Dataset extract:
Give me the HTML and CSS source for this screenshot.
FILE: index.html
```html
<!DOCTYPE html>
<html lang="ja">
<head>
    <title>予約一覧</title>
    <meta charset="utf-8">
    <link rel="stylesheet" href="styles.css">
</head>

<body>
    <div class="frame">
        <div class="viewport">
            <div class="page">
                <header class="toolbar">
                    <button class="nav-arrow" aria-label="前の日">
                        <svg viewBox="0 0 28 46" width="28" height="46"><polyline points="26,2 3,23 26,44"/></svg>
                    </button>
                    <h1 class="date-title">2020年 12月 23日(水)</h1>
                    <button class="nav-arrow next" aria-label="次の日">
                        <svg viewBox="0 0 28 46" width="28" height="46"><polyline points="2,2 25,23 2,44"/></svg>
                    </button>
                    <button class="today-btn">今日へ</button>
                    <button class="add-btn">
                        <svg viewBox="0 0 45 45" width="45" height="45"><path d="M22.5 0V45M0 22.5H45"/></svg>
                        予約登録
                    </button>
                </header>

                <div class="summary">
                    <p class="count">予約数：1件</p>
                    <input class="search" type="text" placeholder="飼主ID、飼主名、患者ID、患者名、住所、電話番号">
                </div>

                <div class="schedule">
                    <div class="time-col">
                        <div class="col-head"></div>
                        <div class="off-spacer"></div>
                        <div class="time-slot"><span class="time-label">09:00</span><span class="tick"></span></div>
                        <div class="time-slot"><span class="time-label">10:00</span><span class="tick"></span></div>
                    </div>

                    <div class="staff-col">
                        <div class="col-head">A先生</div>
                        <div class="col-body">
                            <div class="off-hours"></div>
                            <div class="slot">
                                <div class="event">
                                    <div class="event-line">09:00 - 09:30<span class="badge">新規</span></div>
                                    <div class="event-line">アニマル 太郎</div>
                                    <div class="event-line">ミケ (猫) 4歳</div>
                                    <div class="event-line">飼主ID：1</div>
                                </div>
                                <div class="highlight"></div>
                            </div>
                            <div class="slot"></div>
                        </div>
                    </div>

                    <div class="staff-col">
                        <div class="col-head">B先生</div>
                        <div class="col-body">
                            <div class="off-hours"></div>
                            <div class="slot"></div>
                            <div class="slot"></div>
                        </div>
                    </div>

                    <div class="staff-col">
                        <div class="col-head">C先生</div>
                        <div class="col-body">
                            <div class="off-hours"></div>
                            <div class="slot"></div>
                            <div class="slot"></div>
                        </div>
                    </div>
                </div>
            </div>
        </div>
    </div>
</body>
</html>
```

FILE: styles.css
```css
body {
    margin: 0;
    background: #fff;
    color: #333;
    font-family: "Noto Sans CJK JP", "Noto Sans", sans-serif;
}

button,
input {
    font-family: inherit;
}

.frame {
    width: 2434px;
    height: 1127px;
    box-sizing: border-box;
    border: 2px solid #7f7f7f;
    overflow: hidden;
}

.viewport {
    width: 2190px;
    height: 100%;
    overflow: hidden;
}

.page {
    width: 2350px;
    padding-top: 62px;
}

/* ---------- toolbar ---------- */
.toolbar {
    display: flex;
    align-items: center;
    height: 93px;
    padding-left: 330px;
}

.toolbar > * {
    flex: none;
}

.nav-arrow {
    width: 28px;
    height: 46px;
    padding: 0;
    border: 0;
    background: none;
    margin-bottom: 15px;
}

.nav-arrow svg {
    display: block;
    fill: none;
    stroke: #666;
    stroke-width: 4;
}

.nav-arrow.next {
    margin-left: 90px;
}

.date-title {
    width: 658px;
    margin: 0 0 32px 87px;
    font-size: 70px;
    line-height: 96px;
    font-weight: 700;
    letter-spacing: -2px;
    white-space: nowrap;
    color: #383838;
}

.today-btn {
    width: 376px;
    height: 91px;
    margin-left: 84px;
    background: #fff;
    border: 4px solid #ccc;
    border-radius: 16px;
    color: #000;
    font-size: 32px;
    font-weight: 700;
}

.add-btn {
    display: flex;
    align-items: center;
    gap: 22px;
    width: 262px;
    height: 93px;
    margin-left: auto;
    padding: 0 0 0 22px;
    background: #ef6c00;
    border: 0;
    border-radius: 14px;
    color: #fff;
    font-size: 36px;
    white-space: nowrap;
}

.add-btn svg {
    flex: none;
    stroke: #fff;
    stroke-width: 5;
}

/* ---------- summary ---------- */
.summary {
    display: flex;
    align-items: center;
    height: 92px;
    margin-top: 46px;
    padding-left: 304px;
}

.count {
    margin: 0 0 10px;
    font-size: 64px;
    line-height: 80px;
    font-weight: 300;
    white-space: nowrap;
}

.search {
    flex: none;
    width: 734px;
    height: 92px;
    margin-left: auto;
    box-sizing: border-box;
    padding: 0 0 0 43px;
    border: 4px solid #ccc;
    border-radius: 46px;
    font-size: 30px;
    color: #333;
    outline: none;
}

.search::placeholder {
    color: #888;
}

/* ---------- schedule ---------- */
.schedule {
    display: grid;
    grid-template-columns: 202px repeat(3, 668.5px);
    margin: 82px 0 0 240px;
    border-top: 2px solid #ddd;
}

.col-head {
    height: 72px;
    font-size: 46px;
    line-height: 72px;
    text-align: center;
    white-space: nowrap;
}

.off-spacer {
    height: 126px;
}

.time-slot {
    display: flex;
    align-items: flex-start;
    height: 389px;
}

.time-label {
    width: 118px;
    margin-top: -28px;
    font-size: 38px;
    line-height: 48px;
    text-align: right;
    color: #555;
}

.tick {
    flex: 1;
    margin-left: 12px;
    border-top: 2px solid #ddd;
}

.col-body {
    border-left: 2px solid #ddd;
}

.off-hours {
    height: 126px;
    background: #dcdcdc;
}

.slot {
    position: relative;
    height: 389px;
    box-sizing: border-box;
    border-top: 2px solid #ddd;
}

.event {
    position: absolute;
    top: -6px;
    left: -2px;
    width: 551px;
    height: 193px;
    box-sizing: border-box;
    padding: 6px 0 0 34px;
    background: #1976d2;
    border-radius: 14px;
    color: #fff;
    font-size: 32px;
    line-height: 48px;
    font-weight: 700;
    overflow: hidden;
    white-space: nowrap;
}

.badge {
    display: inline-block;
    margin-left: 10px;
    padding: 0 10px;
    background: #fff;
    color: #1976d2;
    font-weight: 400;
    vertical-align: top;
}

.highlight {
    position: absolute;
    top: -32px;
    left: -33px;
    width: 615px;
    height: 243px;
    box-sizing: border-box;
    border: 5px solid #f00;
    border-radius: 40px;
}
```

--

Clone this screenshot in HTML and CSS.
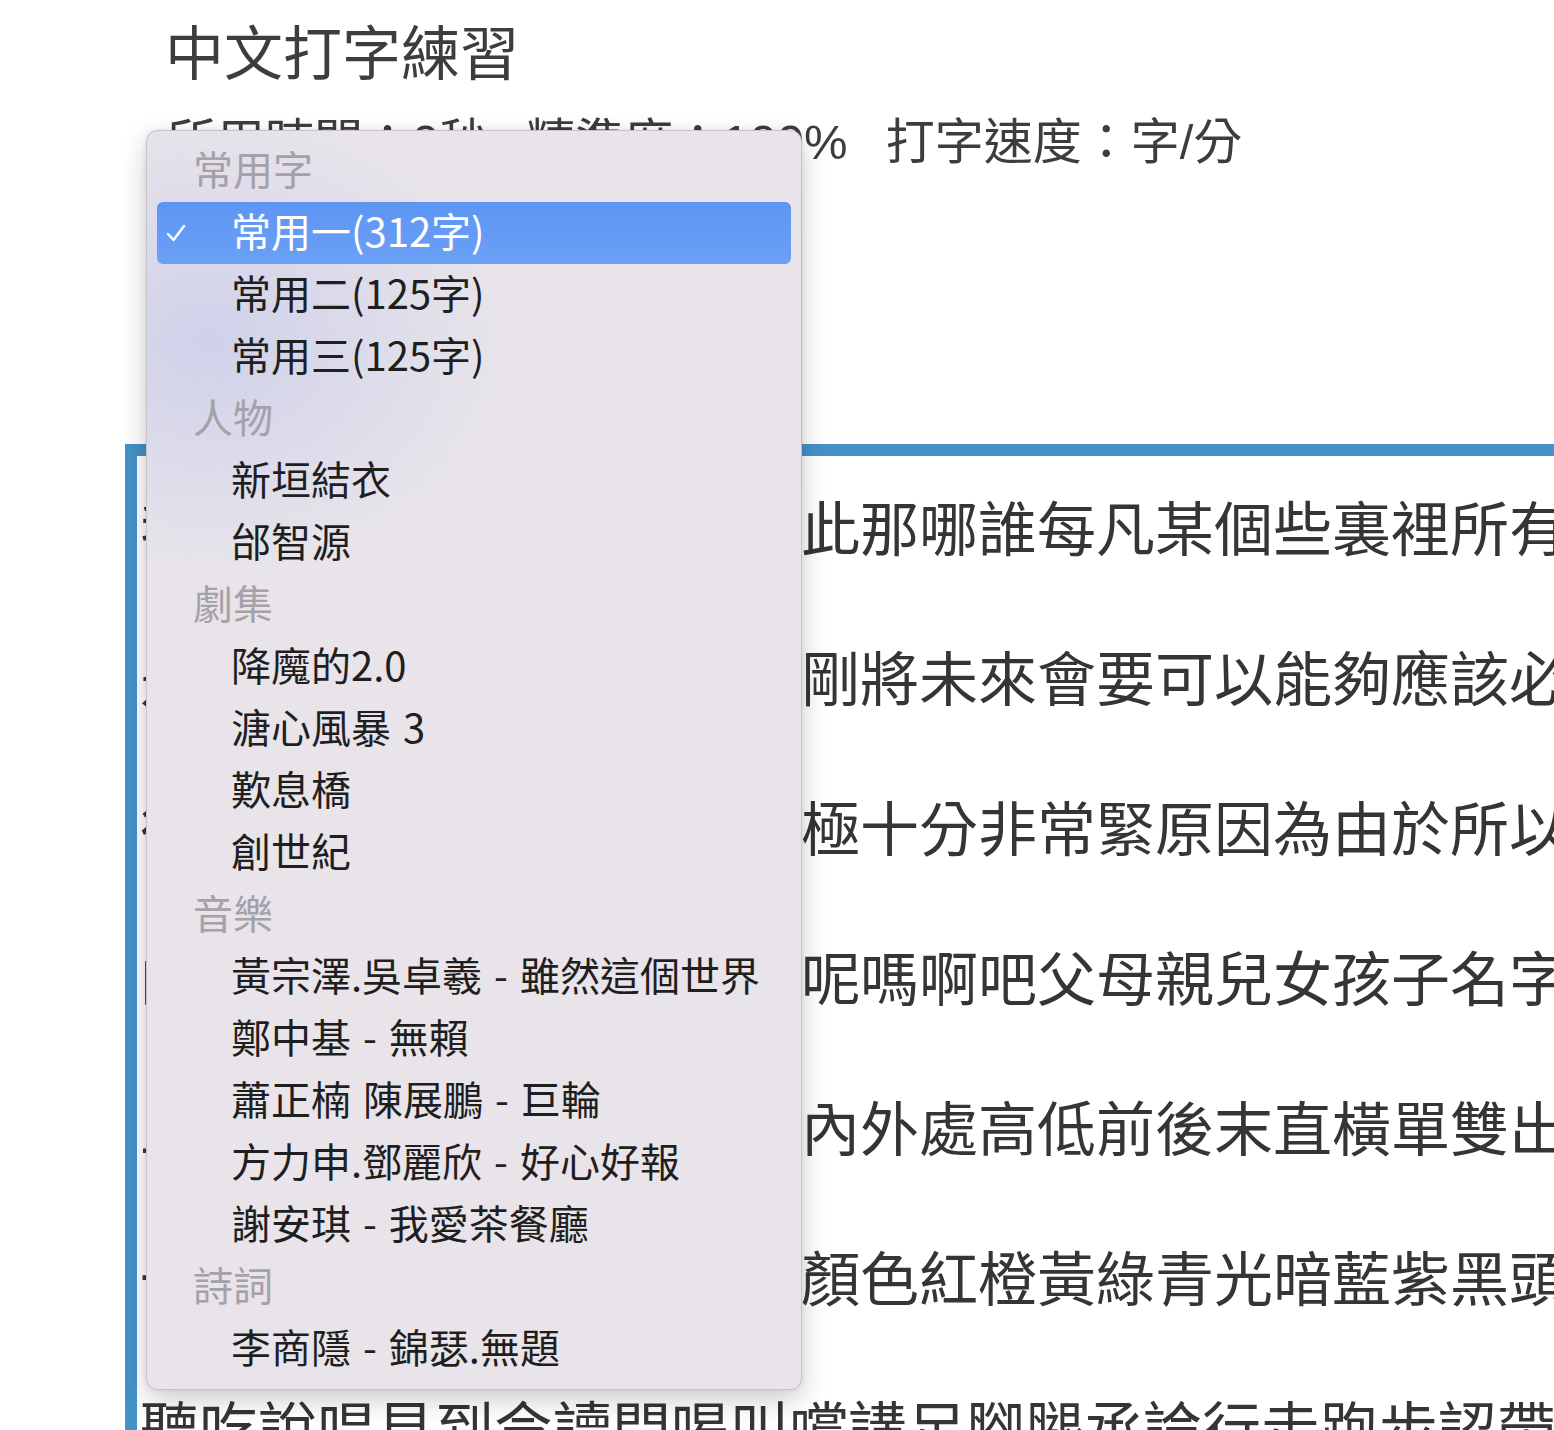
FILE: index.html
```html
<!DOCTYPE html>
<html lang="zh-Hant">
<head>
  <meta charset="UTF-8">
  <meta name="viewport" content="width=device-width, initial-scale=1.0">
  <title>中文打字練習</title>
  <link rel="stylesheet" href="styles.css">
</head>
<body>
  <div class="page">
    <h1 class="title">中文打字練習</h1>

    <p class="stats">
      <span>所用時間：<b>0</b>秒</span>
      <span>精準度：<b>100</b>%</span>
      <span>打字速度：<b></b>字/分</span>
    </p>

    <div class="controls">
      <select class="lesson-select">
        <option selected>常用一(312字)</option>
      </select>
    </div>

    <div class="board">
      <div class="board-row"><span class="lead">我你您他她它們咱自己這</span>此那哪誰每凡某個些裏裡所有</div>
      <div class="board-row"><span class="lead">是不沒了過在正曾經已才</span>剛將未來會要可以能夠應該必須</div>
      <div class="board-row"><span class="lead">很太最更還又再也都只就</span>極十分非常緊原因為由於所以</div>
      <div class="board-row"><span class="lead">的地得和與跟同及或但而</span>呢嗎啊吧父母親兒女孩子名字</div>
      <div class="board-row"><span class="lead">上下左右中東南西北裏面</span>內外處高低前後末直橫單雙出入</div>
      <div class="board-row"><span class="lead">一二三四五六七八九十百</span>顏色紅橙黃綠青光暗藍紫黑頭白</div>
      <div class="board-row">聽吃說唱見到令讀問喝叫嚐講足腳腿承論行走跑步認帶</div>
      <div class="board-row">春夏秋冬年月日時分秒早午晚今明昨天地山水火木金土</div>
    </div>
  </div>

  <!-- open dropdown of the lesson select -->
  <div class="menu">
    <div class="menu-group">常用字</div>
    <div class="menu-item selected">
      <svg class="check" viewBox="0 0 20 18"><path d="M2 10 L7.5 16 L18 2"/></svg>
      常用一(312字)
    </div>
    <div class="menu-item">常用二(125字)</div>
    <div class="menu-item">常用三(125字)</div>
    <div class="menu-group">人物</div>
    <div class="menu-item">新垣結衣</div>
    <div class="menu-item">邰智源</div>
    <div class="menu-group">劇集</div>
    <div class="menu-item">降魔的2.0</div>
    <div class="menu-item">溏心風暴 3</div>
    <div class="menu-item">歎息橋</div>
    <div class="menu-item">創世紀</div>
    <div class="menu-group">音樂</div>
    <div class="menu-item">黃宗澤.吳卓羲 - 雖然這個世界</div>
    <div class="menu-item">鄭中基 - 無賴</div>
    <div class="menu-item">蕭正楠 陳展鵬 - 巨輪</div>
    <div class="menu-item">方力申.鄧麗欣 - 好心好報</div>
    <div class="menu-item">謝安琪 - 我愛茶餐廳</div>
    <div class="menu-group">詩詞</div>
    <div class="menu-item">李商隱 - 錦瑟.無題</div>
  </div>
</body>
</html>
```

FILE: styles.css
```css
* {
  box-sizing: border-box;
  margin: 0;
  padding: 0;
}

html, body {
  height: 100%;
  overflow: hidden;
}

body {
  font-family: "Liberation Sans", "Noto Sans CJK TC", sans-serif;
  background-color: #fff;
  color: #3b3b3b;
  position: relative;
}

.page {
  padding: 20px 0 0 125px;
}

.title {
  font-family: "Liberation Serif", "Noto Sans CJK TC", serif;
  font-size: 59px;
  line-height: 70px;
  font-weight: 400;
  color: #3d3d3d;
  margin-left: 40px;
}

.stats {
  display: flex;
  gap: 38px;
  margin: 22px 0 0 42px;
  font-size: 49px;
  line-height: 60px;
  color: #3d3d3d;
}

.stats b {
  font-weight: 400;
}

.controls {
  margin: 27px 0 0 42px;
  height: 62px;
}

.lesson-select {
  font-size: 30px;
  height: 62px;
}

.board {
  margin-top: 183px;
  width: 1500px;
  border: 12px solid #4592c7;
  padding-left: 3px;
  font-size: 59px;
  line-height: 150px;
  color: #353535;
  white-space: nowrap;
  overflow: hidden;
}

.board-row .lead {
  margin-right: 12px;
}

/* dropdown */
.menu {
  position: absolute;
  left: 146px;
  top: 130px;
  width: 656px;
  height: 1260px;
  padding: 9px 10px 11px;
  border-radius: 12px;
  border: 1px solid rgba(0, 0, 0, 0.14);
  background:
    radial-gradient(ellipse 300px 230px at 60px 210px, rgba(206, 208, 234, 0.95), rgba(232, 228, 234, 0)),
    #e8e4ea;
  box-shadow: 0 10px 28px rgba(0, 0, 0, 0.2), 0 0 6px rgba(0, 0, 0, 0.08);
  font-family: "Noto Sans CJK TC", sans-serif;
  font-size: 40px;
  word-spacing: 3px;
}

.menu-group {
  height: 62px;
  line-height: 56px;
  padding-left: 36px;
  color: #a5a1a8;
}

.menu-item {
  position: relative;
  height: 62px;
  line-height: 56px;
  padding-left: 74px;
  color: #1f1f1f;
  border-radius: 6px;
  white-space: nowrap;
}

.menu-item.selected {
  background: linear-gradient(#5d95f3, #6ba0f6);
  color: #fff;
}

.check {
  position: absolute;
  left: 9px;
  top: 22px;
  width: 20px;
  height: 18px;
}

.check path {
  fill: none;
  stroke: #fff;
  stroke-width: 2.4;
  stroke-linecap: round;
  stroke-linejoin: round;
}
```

Instructions for the task:
Pick out the lines containing the word "this" and show them.

Task result:
Give me the HTML and CSS source for this screenshot.
Clone this screenshot in HTML and CSS.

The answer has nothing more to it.